I'm a subscriber to David Farland's "Daily Kick in the Pants," and email newsletter that goes out...well, daily...and offers a wealth of practical advice to writers. I've gotten some priceless tidbits of wisdom and motivation from his offerings.
Well, today the "Daily Kick" dished up a line that felt more like a kick in the teeth. (No fault of Mr. Farland's...he calls things like he sees them, and he's just being frank without any malice toward me or any other reader.) David Farland said something in just few little lines that sunk a sword into my gut. He wrote that his agent believes Tolkienesque fantasy to be dead and unsellable.
I can't help but wonder at the plausibility of this statement, given the number of teens who every day who discover Middle Earth for the first time, and how if you hang around at least the younger readers of fantasy, how there is still a deep, tremulous excitement over worlds populated with elves, dwarves, and the entire zoological gamut of humanoids Dungeons and Dragons has since lifted and expounded upon.

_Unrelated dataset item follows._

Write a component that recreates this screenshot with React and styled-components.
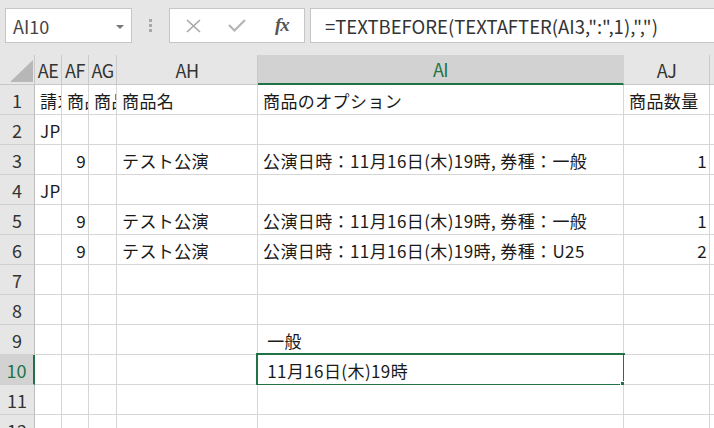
import React from 'react';
import styled, { createGlobalStyle } from 'styled-components';

const GlobalStyle = createGlobalStyle`
  html, body {
    margin: 0;
    padding: 0;
    background: #ffffff;
  }
  body {
    font-family: 'Noto Sans CJK JP', 'Noto Sans', sans-serif;
  }
`;

const GREEN = '#217346';
const GRID = '#d6d6d6';

const Window = styled.div`
  width: 714px;
  height: 428px;
  overflow: hidden;
  display: flex;
  flex-direction: column;
  background: #e6e6e6;
`;

// name box + formula bar
const Toolbar = styled.div`
  height: 55px;
  flex: none;
  display: flex;
  align-items: flex-start;
  padding: 8px 0 0 5px;
  box-sizing: border-box;
`;

const Field = styled.div`
  height: 35px;
  box-sizing: border-box;
  background: #ffffff;
  border: 1px solid #c6c6c6;
  display: flex;
  align-items: center;
  flex: none;
`;

const NameBox = styled(Field)`
  width: 127px;
  padding: 0 7px 0 7px;
  justify-content: space-between;
  font-size: 18px;
  color: #444;
`;

const DropArrow = styled.span`
  width: 0;
  height: 0;
  border-left: 4px solid transparent;
  border-right: 4px solid transparent;
  border-top: 4px solid #777;
  margin-top: 2px;
`;

const Grip = styled.div`
  width: 37px;
  height: 35px;
  flex: none;
  display: flex;
  flex-direction: column;
  align-items: center;
  justify-content: center;
  gap: 2px;

  span {
    width: 3px;
    height: 3px;
    background: #a8a8a8;
  }
`;

const ButtonBox = styled(Field)`
  width: 136px;
  padding-left: 1px;
`;

const ToolButton = styled.div`
  width: 45px;
  height: 100%;
  display: flex;
  align-items: center;
  justify-content: center;
  color: ${(p) => p.$color || '#a6a6a6'};
`;

const Fx = styled.span`
  font-family: 'Liberation Serif', 'DejaVu Serif', serif;
  font-style: italic;
  font-weight: bold;
  font-size: 19px;
  color: #555;
  letter-spacing: -1px;
  margin-top: -1px;
`;

const FormulaInput = styled(Field)`
  flex: 1;
  margin-left: 5px;
  padding-left: 14px;
  font-size: 18.5px;
  color: #333;
  white-space: pre;
  border-right: none;
`;

// worksheet grid
const Sheet = styled.div`
  flex: 1;
  display: grid;
  grid-template-columns: 35px 27px 27px 28px 141px 366px 86px 1fr;
  grid-auto-rows: 30px;
  overflow: hidden;
  font-size: 17px;
`;

const Corner = styled.div`
  position: relative;
  border-right: 1px solid #c8c8c8;
  border-bottom: 1px solid #c8c8c8;
  background: #e6e6e6;

  &::after {
    content: '';
    position: absolute;
    right: 1px;
    bottom: 2px;
    width: 0;
    height: 0;
    border-left: 23px solid transparent;
    border-bottom: 22px solid #b7b7b7;
  }
`;

const ColHead = styled.div`
  box-sizing: border-box;
  display: flex;
  align-items: center;
  justify-content: center;
  overflow: hidden;
  white-space: nowrap;
  font-size: 18px;
  background: ${(p) => (p.$active ? '#d2d2d2' : '#e6e6e6')};
  color: ${(p) => (p.$active ? GREEN : '#333')};
  border-right: 1px solid ${(p) => (p.$active ? '#d2d2d2' : '#cacaca')};
  border-bottom: ${(p) => (p.$active ? `2px solid ${GREEN}` : '1px solid #c8c8c8')};
  letter-spacing: -0.5px;
`;

const RowHead = styled.div`
  box-sizing: border-box;
  display: flex;
  align-items: center;
  justify-content: center;
  font-size: 18px;
  background: ${(p) => (p.$active ? '#d2d2d2' : '#e6e6e6')};
  color: ${(p) => (p.$active ? GREEN : '#333')};
  border-right: ${(p) => (p.$active ? `2px solid ${GREEN}` : '1px solid #bdbdbd')};
  border-bottom: 1px solid #d0d0d0;
`;

const Cell = styled.div`
  position: relative;
  box-sizing: border-box;
  display: flex;
  align-items: center;
  justify-content: ${(p) => (p.$right ? 'flex-end' : 'flex-start')};
  padding: 1px ${(p) => (p.$right ? '2px' : '5px')} 0 5px;
  border-right: 1px solid ${GRID};
  border-bottom: 1px solid ${GRID};
  background: #ffffff;
  color: #1a1a1a;
  white-space: pre;
  overflow: ${(p) => (p.$active ? 'visible' : 'hidden')};
  letter-spacing: 0.4px;
`;

const Selection = styled.div`
  position: absolute;
  top: -2px;
  left: -2px;
  right: -2px;
  bottom: -2px;
  border: 2px solid ${GREEN};
  pointer-events: none;

  &::after {
    content: '';
    position: absolute;
    right: -4px;
    bottom: -4px;
    width: 5px;
    height: 5px;
    background: ${GREEN};
    border: 1px solid #ffffff;
  }
`;

const COLUMNS = ['AE', 'AF', 'AG', 'AH', 'AI', 'AJ', 'AK'];
const ACTIVE_COL = 'AI';
const ACTIVE_ROW = 10;

const option = (kind) => `公演日時：11月16日(木)19時, 券種：${kind}`;

// narrow columns clip their header text at the cell edge
const rows = [
  { AE: '請求', AF: '商品', AG: '商品', AH: '商品名', AI: '商品のオプション', AJ: '商品数量' },
  { AE: 'JP' },
  { AF: 9, AH: 'テスト公演', AI: option('一般'), AJ: 1 },
  { AE: 'JP' },
  { AF: 9, AH: 'テスト公演', AI: option('一般'), AJ: 1 },
  { AF: 9, AH: 'テスト公演', AI: option('U25'), AJ: 2 },
  {},
  {},
  { AI: ' 一般' },
  { AI: ' 11月16日(木)19時' },
  {},
  {},
];

const CrossIcon = () => (
  <svg width="15" height="14" viewBox="0 0 15 14">
    <path d="M1 1 L14 13 M14 1 L1 13" stroke="currentColor" strokeWidth="1.6" fill="none" />
  </svg>
);

const CheckIcon = () => (
  <svg width="18" height="13" viewBox="0 0 18 13">
    <path d="M1 6 L6.5 11.5 L17 1" stroke="currentColor" strokeWidth="2.2" fill="none" />
  </svg>
);

const App = () => (
  <>
    <GlobalStyle />
    <Window>
      <Toolbar>
        <NameBox>
          AI10
          <DropArrow />
        </NameBox>
        <Grip>
          <span />
          <span />
          <span />
        </Grip>
        <ButtonBox>
          <ToolButton>
            <CrossIcon />
          </ToolButton>
          <ToolButton $color="#b5b5b5">
            <CheckIcon />
          </ToolButton>
          <ToolButton>
            <Fx>fx</Fx>
          </ToolButton>
        </ButtonBox>
        <FormulaInput>{'=TEXTBEFORE(TEXTAFTER(AI3,":",1),",")'}</FormulaInput>
      </Toolbar>

      <Sheet>
        <Corner />
        {COLUMNS.map((c) => (
          <ColHead key={c} $active={c === ACTIVE_COL}>
            {c === 'AK' ? '' : c}
          </ColHead>
        ))}
        {rows.map((row, i) => {
          const n = i + 1;
          return (
            <React.Fragment key={n}>
              <RowHead $active={n === ACTIVE_ROW}>{n}</RowHead>
              {COLUMNS.map((c) => {
                const v = row[c];
                const active = n === ACTIVE_ROW && c === ACTIVE_COL;
                return (
                  <Cell key={c} $right={typeof v === 'number'} $active={active}>
                    {v}
                    {active && <Selection />}
                  </Cell>
                );
              })}
            </React.Fragment>
          );
        })}
      </Sheet>
    </Window>
  </>
);

export default App;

Perhaps it's just my own bias tainting my view, but I simply can't see a book market devoid of books that take place in a wholly separate time and place. I think the market would be sadly lacking if all we could buy for the next who-knows-how-long is contemporary fantasy.
This seems to be my week for discouraging speed bumps, though. Almost drives and author to self publish.
But I digress. What do you think? Is today's reader sick of castles, armor, and swords? Is contemporary fantasy the only sub genre one ought be writing currently if one hopes to become a published author? You can probably guess what my answer is to all this, but I'd love to hear your comments.
And by the way, more Windrider to come in a week or so.